A significant fraction of global private financial wealth – by our estimates, at least $21 to $32 trillion as of 2010 – has been invested virtually tax‐free through the world’s still-expanding black hole of more than 80 “offshore” secrecy jurisdictions. We believe this range to be conservative, for reasons discussed below.
Remember: this is just financial wealth. A big share of the real estate, yachts,racehorses, gold bricks – and many other things that count as non‐financial wealth – are also owned via offshore structures where it is impossible to identify the owners.
These are outside the scope of this report.
On this scale, this “offshore economy” is large enough to have a major impact on estimates of inequality of wealth and income; on estimates of national income and debt ratios; and – most importantly – to have very significant negative impacts on the domestic tax bases of key “source” countries (that is, countries that have seen net unrecorded private capital outflows over time.)
2. Our 139‐country focus group: who are the real debtors?
We have focused on a subgroup of 139 mainly low‐middle income “source” countries for which the World Bank and IMF have sufficient external debt data. Our estimates for this group underscore how misleading it is to regard countries as “debtors” only by looking at one side of their balance sheets.
Since the 1970s, with eager (and often aggressive and illegal) assistance from the international private banking industry, it appears that private elites in this sub‐group of 139 countries had accumulated $7.3 to $9.3 trillion of unrecorded offshore wealth in 2010, conservatively estimated, even while many of their public sectors were borrowing themselves into bankruptcy, enduring agonizing “structural adjustment” and low growth, and holding fire sales of public assets.

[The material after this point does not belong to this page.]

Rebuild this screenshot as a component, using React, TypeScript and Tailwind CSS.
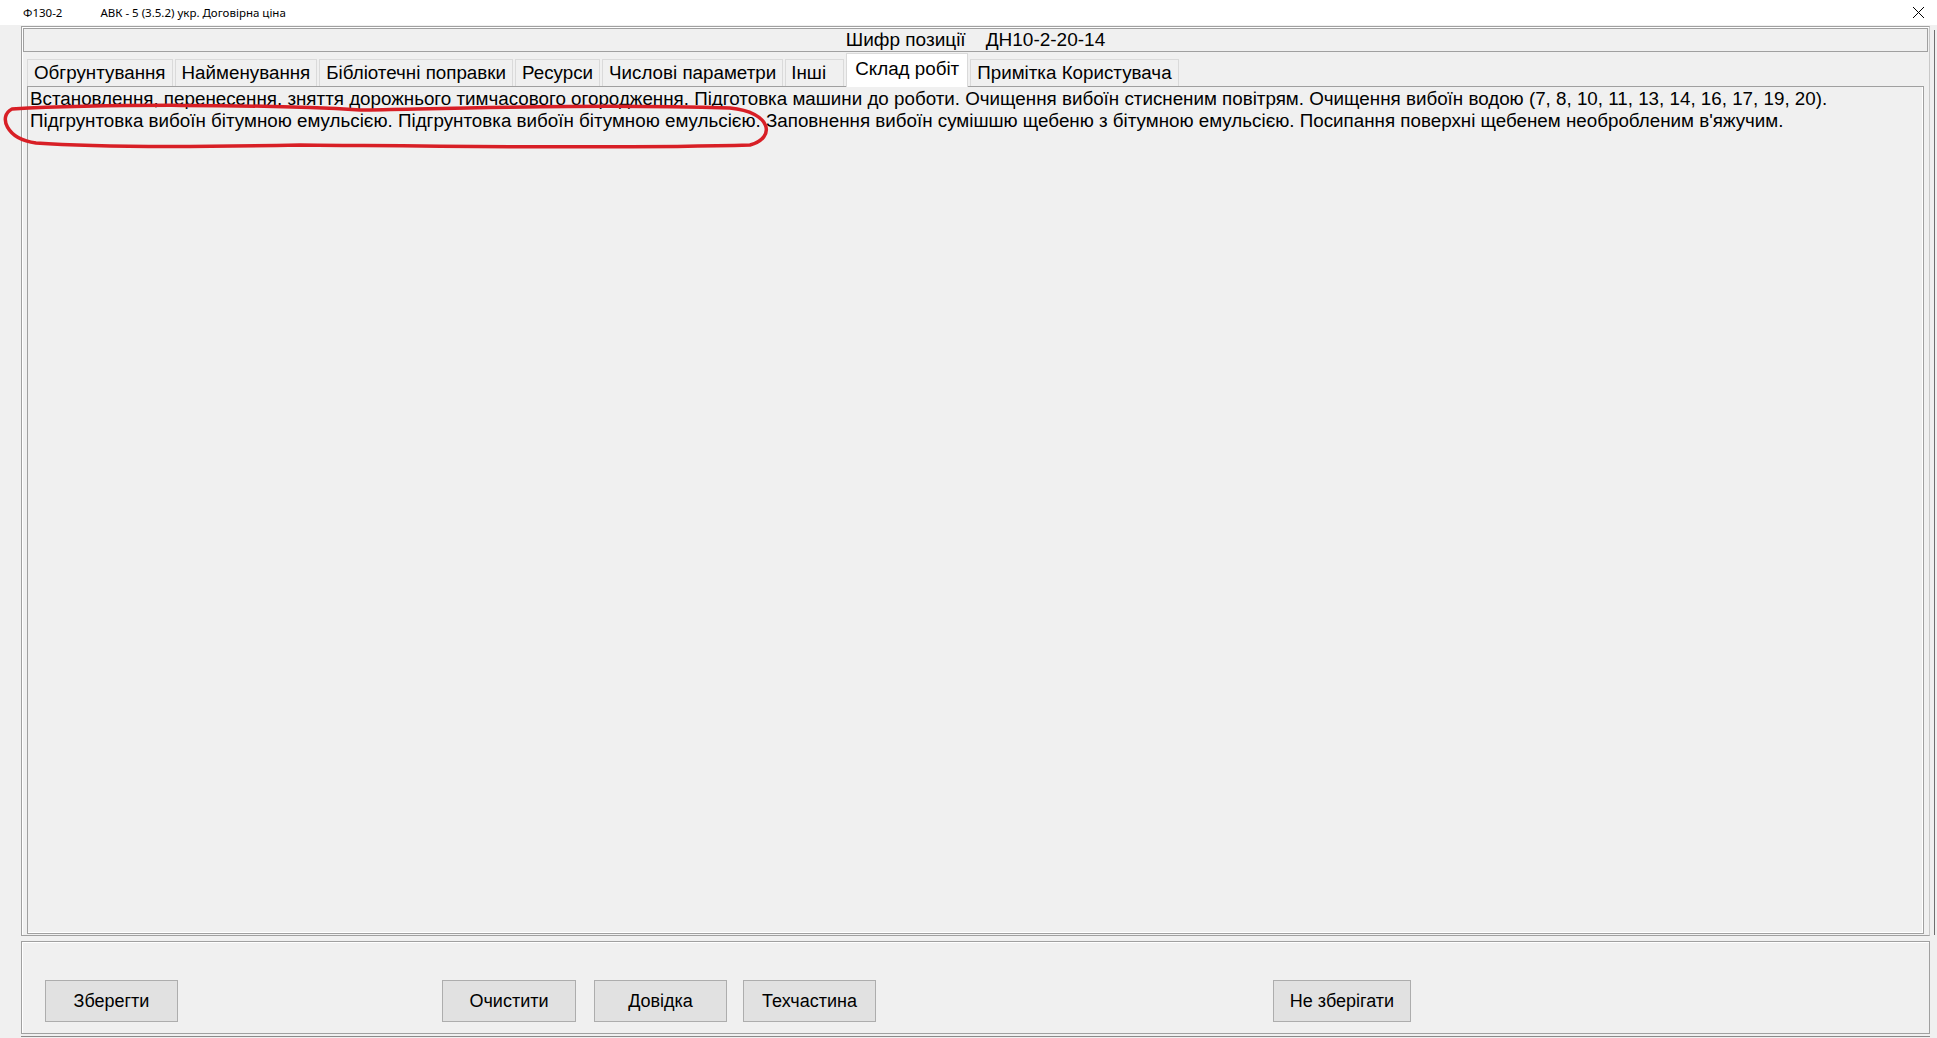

These same source countries had aggregate gross external debt of $4.08 trillion in 2010. However, once we subtract these countries’ foreign reserves, most of which are invested in First World securities, their aggregate net external debts were minus $2.8 trillion in 2010. (This dramatic picture has been increasing steadily since 1998, the year when the external debts minus foreign reserves was at its peak for these 139 countries, at +$1.43 trillion.) So in total, by way of the offshore system, these supposedly indebted “source Countries” – including all key developing countries are not debtors at all: they are net lenders, to the tune of $10.1 to $13.1 trillion at end‐2010.
The problem here is that the assets of these countries are held by a small number of wealthy individuals while the debts are shouldered by the ordinary people of these countries through their governments.

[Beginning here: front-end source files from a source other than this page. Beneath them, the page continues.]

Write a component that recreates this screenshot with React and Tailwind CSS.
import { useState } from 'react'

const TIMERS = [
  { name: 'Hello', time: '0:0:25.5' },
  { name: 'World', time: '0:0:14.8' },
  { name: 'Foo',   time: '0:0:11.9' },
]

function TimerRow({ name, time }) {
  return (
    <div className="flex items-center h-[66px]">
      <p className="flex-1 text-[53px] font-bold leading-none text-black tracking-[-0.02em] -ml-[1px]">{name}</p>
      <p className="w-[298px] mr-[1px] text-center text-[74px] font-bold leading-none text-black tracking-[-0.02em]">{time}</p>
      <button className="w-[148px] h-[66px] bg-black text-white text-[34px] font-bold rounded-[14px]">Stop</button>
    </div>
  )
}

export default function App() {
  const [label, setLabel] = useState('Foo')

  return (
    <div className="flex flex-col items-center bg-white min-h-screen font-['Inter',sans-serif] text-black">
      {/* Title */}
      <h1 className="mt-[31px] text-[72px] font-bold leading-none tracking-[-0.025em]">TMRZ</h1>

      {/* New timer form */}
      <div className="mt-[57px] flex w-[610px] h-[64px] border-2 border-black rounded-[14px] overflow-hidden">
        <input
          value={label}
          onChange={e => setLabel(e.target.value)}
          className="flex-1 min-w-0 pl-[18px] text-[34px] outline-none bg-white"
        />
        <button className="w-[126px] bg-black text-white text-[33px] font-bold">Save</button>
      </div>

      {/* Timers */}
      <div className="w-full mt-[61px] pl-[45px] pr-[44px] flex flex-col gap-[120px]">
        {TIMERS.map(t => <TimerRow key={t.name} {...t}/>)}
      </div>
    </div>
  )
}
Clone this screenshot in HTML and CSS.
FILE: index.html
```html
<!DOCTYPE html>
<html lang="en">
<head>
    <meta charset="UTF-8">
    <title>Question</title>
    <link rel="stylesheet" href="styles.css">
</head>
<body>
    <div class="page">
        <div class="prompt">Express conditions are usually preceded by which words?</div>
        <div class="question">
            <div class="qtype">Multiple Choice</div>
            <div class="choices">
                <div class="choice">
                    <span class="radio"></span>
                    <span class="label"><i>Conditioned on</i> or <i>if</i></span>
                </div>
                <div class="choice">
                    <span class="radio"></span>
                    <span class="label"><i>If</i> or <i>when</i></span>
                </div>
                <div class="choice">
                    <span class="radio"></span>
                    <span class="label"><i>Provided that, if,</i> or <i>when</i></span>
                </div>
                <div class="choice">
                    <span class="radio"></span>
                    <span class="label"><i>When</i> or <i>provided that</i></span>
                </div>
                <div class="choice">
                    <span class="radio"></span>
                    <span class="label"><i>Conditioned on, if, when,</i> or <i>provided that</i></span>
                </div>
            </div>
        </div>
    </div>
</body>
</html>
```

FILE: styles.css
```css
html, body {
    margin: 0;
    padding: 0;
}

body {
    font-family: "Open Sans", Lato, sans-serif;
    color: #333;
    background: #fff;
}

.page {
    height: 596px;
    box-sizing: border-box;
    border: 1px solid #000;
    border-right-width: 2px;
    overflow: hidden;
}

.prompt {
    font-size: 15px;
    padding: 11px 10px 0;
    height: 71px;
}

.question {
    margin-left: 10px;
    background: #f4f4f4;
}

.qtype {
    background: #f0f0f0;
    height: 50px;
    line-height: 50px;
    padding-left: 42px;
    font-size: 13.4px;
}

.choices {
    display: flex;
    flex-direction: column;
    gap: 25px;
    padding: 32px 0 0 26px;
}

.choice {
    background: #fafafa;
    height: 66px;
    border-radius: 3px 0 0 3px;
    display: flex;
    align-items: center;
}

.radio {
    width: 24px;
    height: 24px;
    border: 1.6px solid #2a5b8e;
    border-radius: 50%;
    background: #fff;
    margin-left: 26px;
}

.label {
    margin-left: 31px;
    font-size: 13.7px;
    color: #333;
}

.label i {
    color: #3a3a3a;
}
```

As a U.S. Federal Reserve official observed back in the 1980s: “The real problem is not that these countries don't have any assets. The problem is, they're all in Miami (and, he might have added, New York, London, Geneva, Zurich, Luxembourg, Singapore, and Hong Kong)”
These private unrecorded offshore assets and the public debts are intimately linked, historically speaking: the dramatic increase in unrecorded capital outflows (and the private demand for First World currency and other assets) in the 1970s and 1980s was positively correlated with a surge in First World loans to developing countries: much of this borrowing left these countries under the table within months, and even weeks, of being disbursed.
Today, local elites continue to “vote with their financial feet” while their public sectors borrow heavily abroad – but it is First World countries that are doing most of the borrowing. It is these frequently heavily indebted source countries and their elites that have become their financiers.
In terms of tackling poverty, it is hard to imagine a more pressing global issue to address.
3. How this wealth is concentrated.
Much of this wealth appears to be concentrated in the hands of private elites that reside in a handful of source countries many of which are still regarded officially as “debtors.”
By our estimates, of the $7.3 ‐ $9.3 trillion of offshore wealth belonging to residents of these 139 countries, the top 10 countries account for 61 percent and the top 20 for 81 percent. (See Appendix 3, p55 for more details.)
4. Untaxed Offshore Earnings start to swamp outflows.
Our estimates also correct the sanguine view that since new outflows of capital appear to have recently declined from countries like Mexico and Brazil, capital flight is no longer a problem for these countries.
Once we take into account the growth of large untaxed earnings on accumulated offshore wealth, it turns out that from 1970 to 2010 the real value (in $2000) of these earnings alone may be has much as $3.7 trillion – equivalent to about 60 percent of the global total unrecorded capital outflows during this period. For Latin America, Sub‐ Saharan Africa and the Middle East that have long histories of accumulating offshore wealth and unreported earnings abroad, the ratio is close to 100 percent or more.
By shifting attention from flows to accumulated stocks of foreign wealth, this paper calls attention to the fact that retention of investment earnings abroad can easily become so significant that initial outflows are eventually replaced by “hidden flight,” with the hidden stock of unrecorded private wealth generating enough unreported income to keep it growing long after the initial outflows have dried up.